Adapted from F. Scott Fitzgerald’s 1921 short story, the tale has a familiar FORREST GUMP-esque sweep which isn’t surprising being that it was co-written by the same screenwriter – Eric Roth. As Button grows younger he falls for Daisy, first played by Elle Fanning (Dakota’s sister), whose grandmother lives in the nursing home. He goes to sea working on a tugboat (again GUMP) under the wing of crusty Captain Mike (Jared Harris) writing his love at home from every possible port. He has an affair with Tilda Swinton as a married British woman in Russia, fights in World War II, and inherits his father’s fortune all while still pining for Daisy who has grown up to be an elegant Cate Blanchett. Their relationship is obviously doomed or at least destined for extreme sadness but they still give it a go.

The narrative is handled so delicately that it’s as if it might break. As our hero gets younger the film seems to lose its already fragile grasp on the character. A sense of whimsy flows through that’s so light and airy that the film feels at times like it might float away. Also the digital trickery can often distract. The early scenes with Button largely crafted by CGI effect, while flawless executed, are hard to embrace because the gimmick overwhelms the emotional response. When Button appears to Daisy as a younger than he is in real life Brad Pitt by way of the marvels of modern make-up, she tells him “you look perfect” which is true but again the scene barely registers as anything but a pretty picture.
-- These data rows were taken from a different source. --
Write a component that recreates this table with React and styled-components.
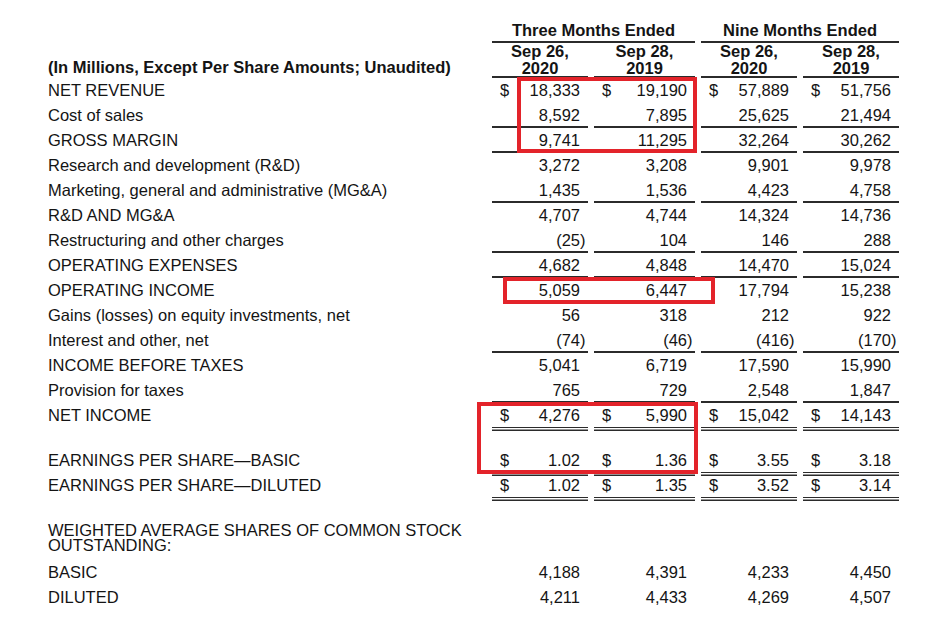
import React from 'react';
import styled, { createGlobalStyle } from 'styled-components';

const GlobalStyle = createGlobalStyle`
  html, body {
    margin: 0;
    padding: 0;
    background: #fff;
  }
  body {
    font-family: "Liberation Sans", Arial, sans-serif;
    color: #141414;
  }
`;

const COLS = '438px 96px 101px 96px 96px';
const INK = '#2b2b2b';

const Page = styled.div`
  position: relative;
  width: 944px;
  height: 617px;
  overflow: hidden;
  box-sizing: border-box;
  padding: 21px 0 0 48px;
  font-size: 16.5px;
`;

const Grid = styled.div`
  display: grid;
  grid-template-columns: ${COLS};
  column-gap: 6px;
`;

const rule = (kind) => {
  if (kind === 'single') {
    return `background: linear-gradient(${INK}, ${INK}) left bottom / 100% 2px no-repeat;`;
  }
  if (kind === 'double') {
    return `
      background: linear-gradient(${INK}, ${INK}) left bottom / 100% 1.5px no-repeat;
      box-shadow: 0 1.5px 0 #fff, 0 3px 0 ${INK};
    `;
  }
  return '';
};

const GroupHead = styled.div`
  grid-column: span 2;
  text-align: center;
  font-weight: 700;
  line-height: 18px;
  padding-bottom: 4px;
  ${rule('single')}
`;

const DateHead = styled.div`
  text-align: center;
  font-weight: 700;
  line-height: 17px;
  padding-top: 0;
  padding-bottom: 1px;
  ${rule('single')}
`;

const UnitsLabel = styled.div`
  align-self: end;
  font-weight: 700;
  line-height: 18px;
  padding-bottom: 2px;
  white-space: nowrap;
`;

const Row = styled(Grid)`
  height: 25px;
  margin-top: ${(p) => p.$gap || 0}px;
`;

const Label = styled.div`
  line-height: 25px;
  white-space: nowrap;
`;

const Value = styled.div`
  display: flex;
  justify-content: space-between;
  align-items: center;
  padding: 0 8px;
  white-space: nowrap;
  ${(p) => rule(p.$rule)}
`;

const Paren = styled.span`
  margin-right: -5.5px;
`;

const NoteLabel = styled.div`
  grid-column: 1;
  line-height: 15px;
  margin: 25px 0 7px;
`;

const Highlight = styled.div`
  position: absolute;
  box-sizing: border-box;
  border: 4px solid #e3232a;
  pointer-events: none;
`;

const rows = [
  { label: 'NET REVENUE', values: ['18,333', '19,190', '57,889', '51,756'], dollar: true },
  { label: 'Cost of sales', values: ['8,592', '7,895', '25,625', '21,494'], rule: 'single' },
  { label: 'GROSS MARGIN', values: ['9,741', '11,295', '32,264', '30,262'], rule: 'single' },
  { label: 'Research and development (R&D)', values: ['3,272', '3,208', '9,901', '9,978'] },
  { label: 'Marketing, general and administrative (MG&A)', values: ['1,435', '1,536', '4,423', '4,758'], rule: 'single' },
  { label: 'R&D AND MG&A', values: ['4,707', '4,744', '14,324', '14,736'] },
  { label: 'Restructuring and other charges', values: ['(25)', '104', '146', '288'], rule: 'single' },
  { label: 'OPERATING EXPENSES', values: ['4,682', '4,848', '14,470', '15,024'], rule: 'single' },
  { label: 'OPERATING INCOME', values: ['5,059', '6,447', '17,794', '15,238'] },
  { label: 'Gains (losses) on equity investments, net', values: ['56', '318', '212', '922'] },
  { label: 'Interest and other, net', values: ['(74)', '(46)', '(416)', '(170)'], rule: 'single' },
  { label: 'INCOME BEFORE TAXES', values: ['5,041', '6,719', '17,590', '15,990'] },
  { label: 'Provision for taxes', values: ['765', '729', '2,548', '1,847'], rule: 'single' },
  { label: 'NET INCOME', values: ['4,276', '5,990', '15,042', '14,143'], dollar: true, rule: 'double' },
  { label: 'EARNINGS PER SHARE\u2014BASIC', values: ['1.02', '1.36', '3.55', '3.18'], dollar: true, rule: 'double', gap: 20 },
  { label: 'EARNINGS PER SHARE\u2014DILUTED', values: ['1.02', '1.35', '3.52', '3.14'], dollar: true, rule: 'double' },
];

const shares = [
  { label: 'BASIC', values: ['4,188', '4,391', '4,233', '4,450'] },
  { label: 'DILUTED', values: ['4,211', '4,433', '4,269', '4,507'] },
];

const Amount = ({ text }) =>
  text.endsWith(')') ? (
    <span>
      {text.slice(0, -1)}
      <Paren>)</Paren>
    </span>
  ) : (
    <span>{text}</span>
  );

const DataRow = ({ row }) => (
  <Row $gap={row.gap}>
    <Label>{row.label}</Label>
    {row.values.map((v, i) => (
      <Value key={i} $rule={row.rule}>
        <span>{row.dollar ? '$' : ''}</span>
        <Amount text={v} />
      </Value>
    ))}
  </Row>
);

const boxes = [
  { left: 517, top: 77, width: 180, height: 76 },
  { left: 503, top: 277, width: 212, height: 27 },
  { left: 477, top: 402, width: 221, height: 72 },
];

export default function App() {
  return (
    <>
      <GlobalStyle />
      <Page>
        <Grid>
          <div />
          <GroupHead>Three Months Ended</GroupHead>
          <GroupHead>Nine Months Ended</GroupHead>
          <UnitsLabel>(In Millions, Except Per Share Amounts; Unaudited)</UnitsLabel>
          <DateHead>Sep 26,<br />2020</DateHead>
          <DateHead>Sep 28,<br />2019</DateHead>
          <DateHead>Sep 26,<br />2020</DateHead>
          <DateHead>Sep 28,<br />2019</DateHead>
        </Grid>

        {rows.map((r) => (
          <DataRow key={r.label} row={r} />
        ))}

        <Grid>
          <NoteLabel>WEIGHTED AVERAGE SHARES OF COMMON STOCK OUTSTANDING:</NoteLabel>
        </Grid>
        {shares.map((r) => (
          <DataRow key={r.label} row={r} />
        ))}

        {boxes.map((b, i) => (
          <Highlight key={i} style={b} />
        ))}
      </Page>
    </>
  );
}
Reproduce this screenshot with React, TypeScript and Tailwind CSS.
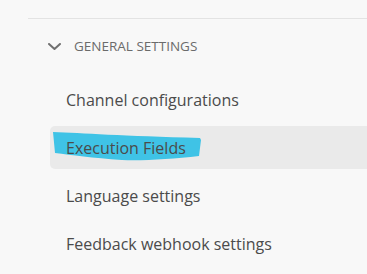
const items = [
  "Channel configurations",
  "Execution Fields",
  "Language settings",
  "Feedback webhook settings",
];

function Chevron() {
  return (
    <svg width="13" height="7" viewBox="0 0 13 7" className="shrink-0">
      <polyline
        points="1,1 6.5,6 12,1"
        fill="none"
        stroke="#707070"
        strokeWidth="2"
        strokeLinecap="round"
        strokeLinejoin="round"
      />
    </svg>
  );
}

// cyan marker scribble over the selected item
function Marker() {
  return (
    <svg
      className="absolute left-[2px] top-[5px]"
      width="152"
      height="30"
      viewBox="0 0 152 30"
    >
      <path
        d="M1 1 C 30 2, 70 5, 148 7 L 149 9 L 147 25 C 120 28, 90 30, 70 29 C 40 27, 20 24, 3 22 Z"
        fill="#3fc3e6"
      />
    </svg>
  );
}

export default function App() {
  return (
    <div
      className="h-[274px] w-full overflow-hidden bg-[#f8f8f8] pl-[28px] pt-[18px]"
      style={{ fontFamily: '"Open Sans", "Noto Sans", sans-serif' }}
    >
      <div className="border-t border-[#e3e3e3]">
        {/* ───── GROUP HEADER ───── */}
        <div className="flex h-[55px] items-center gap-[13px] pl-[20px]">
          <Chevron />
          <span className="text-[13.5px] uppercase text-[#6b6b6b]">
            General settings
          </span>
        </div>

        {/* ───── ITEMS ───── */}
        <div className="mt-[4px] flex flex-col gap-[5px] pl-[22px]">
          {items.map((label) => {
            const selected = label === "Execution Fields";
            return (
              <div
                key={label}
                className={
                  selected
                    ? "relative flex h-[43px] items-center rounded-l-[5px] bg-[#eaeaea] pl-[16px]"
                    : "relative flex h-[43px] items-center pl-[16px]"
                }
              >
                {selected && <Marker />}
                <span className="relative text-[16px] text-[#4b4b4b]">
                  {label}
                </span>
              </div>
            );
          })}
        </div>
      </div>
    </div>
  );
}
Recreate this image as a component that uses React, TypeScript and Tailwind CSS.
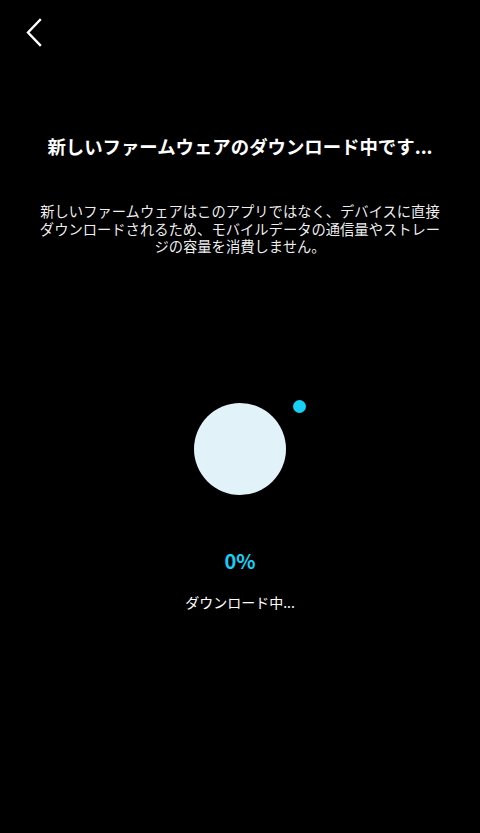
export default function App() {
  return (
    <div
      className="min-h-[833px] w-[480px] bg-black text-white flex flex-col"
      style={{ fontFamily: '"Noto Sans CJK JP", "Noto Sans", sans-serif' }}
    >
      {/* Header */}
      <div className="h-[64px] flex items-start pl-[24px] pt-[17px]">
        <button className="text-white">
          <svg width="20" height="30" viewBox="0 0 20 30" fill="none" stroke="currentColor" strokeWidth="2.4" strokeLinecap="square">
            <polyline points="16,3 4,15.5 16,28" />
          </svg>
        </button>
      </div>

      {/* Title */}
      <h1 className="mt-[68px] text-center text-[18.4px] font-bold leading-[28px]">
        新しいファームウェアのダウンロード中です...
      </h1>

      {/* Description */}
      <p className="mt-[42px] px-[36px] text-center text-[14.3px] leading-[17.5px] text-white/95">
        新しいファームウェアはこのアプリではなく、デバイスに直接ダウンロードされるため、モバイルデータの通信量やストレージの容量を消費しません。
      </p>

      {/* Progress */}
      <div className="mt-[148px] flex justify-center">
        <div className="relative w-[92px] h-[92px]">
          <div className="w-full h-full rounded-full bg-[#e1f2f8]" />
          <div className="absolute top-[-3px] left-[99px] w-[13px] h-[13px] rounded-full bg-[#18cff6]" />
        </div>
      </div>

      <div className="mt-[51px] text-center text-[20px] font-semibold leading-[30px] text-[#18cff6]">0%</div>
      <div className="mt-[16px] text-center text-[14px] leading-[20px]">ダウンロード中...</div>
    </div>
  );
}
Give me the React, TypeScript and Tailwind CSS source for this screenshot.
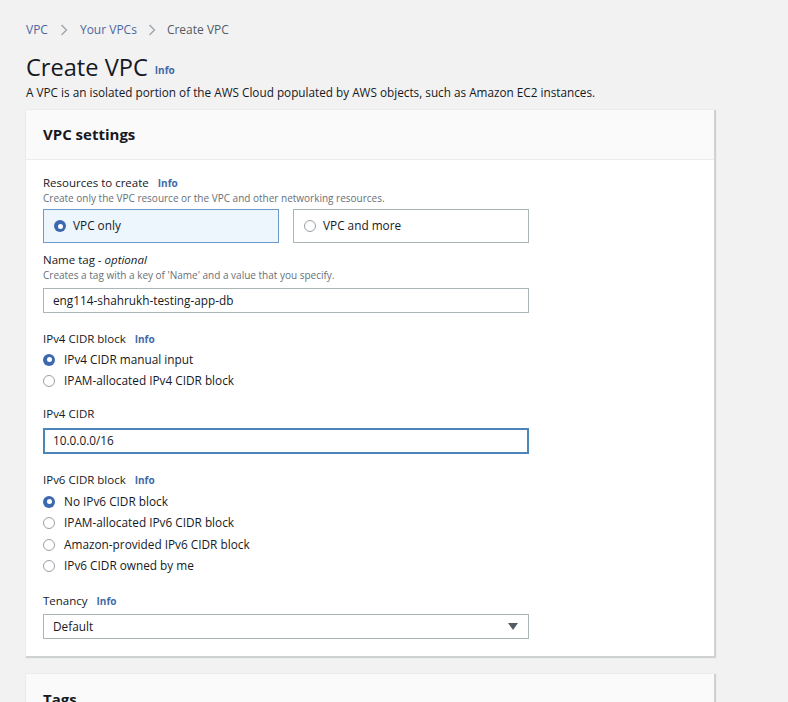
import React from "react";

const Info = () => (
  <span className="ml-[9px] text-[10px] font-bold text-[#3f6aa8]">Info</span>
);

const Radio = ({ checked }: { checked?: boolean }) =>
  checked ? (
    <span className="inline-flex h-[12px] w-[12px] shrink-0 items-center justify-center rounded-full bg-[#3c68b0]">
      <span className="h-[5px] w-[5px] rounded-full bg-white" />
    </span>
  ) : (
    <span className="inline-block h-[12px] w-[12px] shrink-0 rounded-full border border-[#9aa0a6] bg-white" />
  );

const RadioRow = ({ label, checked, h = "h-[21px]" }: { label: string; checked?: boolean; h?: string }) => (
  <div className={`flex items-center ${h}`}>
    <Radio checked={checked} />
    <span className="ml-[9px] text-[11.8px] text-[#16191f]">{label}</span>
  </div>
);

export default function App() {
  return (
    <div
      className="min-h-screen bg-[#f2f2f2] pl-[26px] pr-[74px] pt-[21px] text-[#16191f]"
      style={{ fontFamily: '"Open Sans", "Noto Sans", sans-serif' }}
    >
      {/* Breadcrumb */}
      <div className="flex h-[18px] items-center text-[12px]">
        <span className="text-[#4a67a1]">VPC</span>
        <svg className="mx-[12px]" width="8" height="12" viewBox="0 0 8 12" fill="none">
          <path d="M1.5 1 L6.5 6 L1.5 11" stroke="#9ba3ab" strokeWidth="1.3" />
        </svg>
        <span className="text-[#4a67a1]">Your VPCs</span>
        <svg className="mx-[11px]" width="8" height="12" viewBox="0 0 8 12" fill="none">
          <path d="M1.5 1 L6.5 6 L1.5 11" stroke="#9ba3ab" strokeWidth="1.3" />
        </svg>
        <span className="text-[#545b64]">Create VPC</span>
      </div>

      {/* Title */}
      <div className="mt-[13px] flex h-[30px] items-end">
        <h1 className="text-[23.6px] leading-[30px] text-[#16191f]">Create VPC</h1>
        <span className="mb-[4px] ml-[7px] text-[10px] font-bold text-[#3f6aa8]">Info</span>
      </div>
      <p className="mt-[2px] h-[16px] text-[11.75px] leading-[16px] text-[#16191f]">
        A VPC is an isolated portion of the AWS Cloud populated by AWS objects, such as Amazon EC2 instances.
      </p>

      {/* VPC settings card */}
      <div className="mt-[10px] bg-white shadow-[1px_1px_1px_1px_rgba(0,28,36,0.15)]">
        <div className="flex h-[50px] items-center border-b border-[#eaeded] bg-[#fafafa] px-[17px]">
          <h2 className="text-[15px] font-bold text-[#16191f]">VPC settings</h2>
        </div>
        <div className="px-[17px] pb-[17px] pt-[15px]">
          <div className="w-[486px]">
            <div className="flex h-[16px] items-center text-[11.5px]">
              Resources to create <Info />
            </div>
            <div className="h-[14px] text-[10px] leading-[14px] text-[#687078]">
              Create only the VPC resource or the VPC and other networking resources.
            </div>
            <div className="mt-[4px] grid grid-cols-2 gap-[14px]">
              <div className="flex h-[34px] items-center border border-[#6f9ad0] bg-[#eef6fd] pl-[10px]">
                <Radio checked />
                <span className="ml-[7px] text-[11.8px]">VPC only</span>
              </div>
              <div className="flex h-[34px] items-center border border-[#aab7b8] bg-white pl-[10px]">
                <Radio />
                <span className="ml-[7px] text-[11.8px]">VPC and more</span>
              </div>
            </div>

            <div className="mt-[9px] flex h-[16px] items-center text-[11.5px]">
              Name tag -&nbsp;<i>optional</i>
            </div>
            <div className="h-[14px] text-[10px] leading-[14px] text-[#687078]">
              Creates a tag with a key of 'Name' and a value that you specify.
            </div>
            <div className="mt-[6px] flex h-[25px] items-center border border-[#aab7b8] bg-white px-[9px] text-[11.8px]">
              eng114-shahrukh-testing-app-db
            </div>

            <div className="mt-[18px] flex h-[16px] items-center text-[11.5px]">
              IPv4 CIDR block <Info />
            </div>
            <div className="mt-[2px]">
              <RadioRow label="IPv4 CIDR manual input" checked />
              <RadioRow label="IPAM-allocated IPv4 CIDR block" />
            </div>

            <div className="mt-[15px] flex h-[16px] items-center text-[11.5px]">IPv4 CIDR</div>
            <div className="mt-[6px] flex h-[26px] items-center border-2 border-[#4c86b8] bg-white px-[8px] text-[11.8px]">
              10.0.0.0/16
            </div>

            <div className="mt-[18px] flex h-[16px] items-center text-[11.5px]">
              IPv6 CIDR block <Info />
            </div>
            <div className="mt-[3px]">
              <RadioRow label="No IPv6 CIDR block" checked h="h-[21.5px]" />
              <RadioRow label="IPAM-allocated IPv6 CIDR block" h="h-[21.5px]" />
              <RadioRow label="Amazon-provided IPv6 CIDR block" h="h-[21.5px]" />
              <RadioRow label="IPv6 CIDR owned by me" h="h-[21.5px]" />
            </div>

            <div className="mt-[16px] flex h-[16px] items-center text-[11.5px]">
              Tenancy <Info />
            </div>
            <div className="mt-[5px] flex h-[25px] items-center justify-between border border-[#aab7b8] bg-white pl-[9px] pr-[10px] text-[11.8px]">
              <span>Default</span>
              <svg width="10" height="7" viewBox="0 0 10 7">
                <path d="M0 0 H10 L5 7 Z" fill="#545b64" />
              </svg>
            </div>
          </div>
        </div>
      </div>

      {/* Tags card */}
      <div className="mt-[18px] bg-white shadow-[1px_1px_1px_1px_rgba(0,28,36,0.15)]">
        <div className="flex h-[50px] items-center bg-[#fafafa] px-[17px]">
          <h2 className="text-[15px] font-bold text-[#16191f]">Tags</h2>
        </div>
      </div>
    </div>
  );
}
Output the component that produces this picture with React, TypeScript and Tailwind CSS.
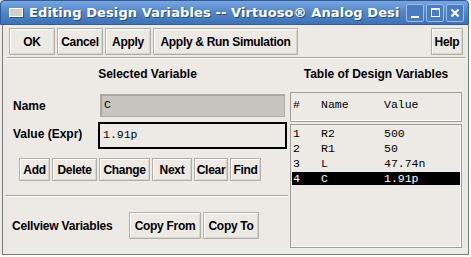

THE CURIOUS CASE OF BENJAMIN BUTTON is a lavish over-sized coffee table book of a movie. The accompanying text may be sorely lacking but it’s a visual feast and much to its credit it doesn’t feel like it’s just shy of 3 hours long. Being a fan of much of Fincher’s previous work (especially FIGHT CLUB and ZODIAC) I found this to be his most blatant exercise of style over substance and I’m not forgetting PANIC ROOM. From the first frame that depicts the Paramount logo rendered in shirt buttons to the fleeting final shots, there is much to admire about this movie if not fully love. Still, TCCOBB is a worthwhile watch even as a technical triumph over an emotional one and it’s definitely got a few deserved awards in its near future. I did actually get emotional a few times for it but I yearned for more joy to be involved; a poignant pathos seemed to be all it was going for. Though, in these troubled times that we all are desperately trying to outgrow, maybe that’s just about right.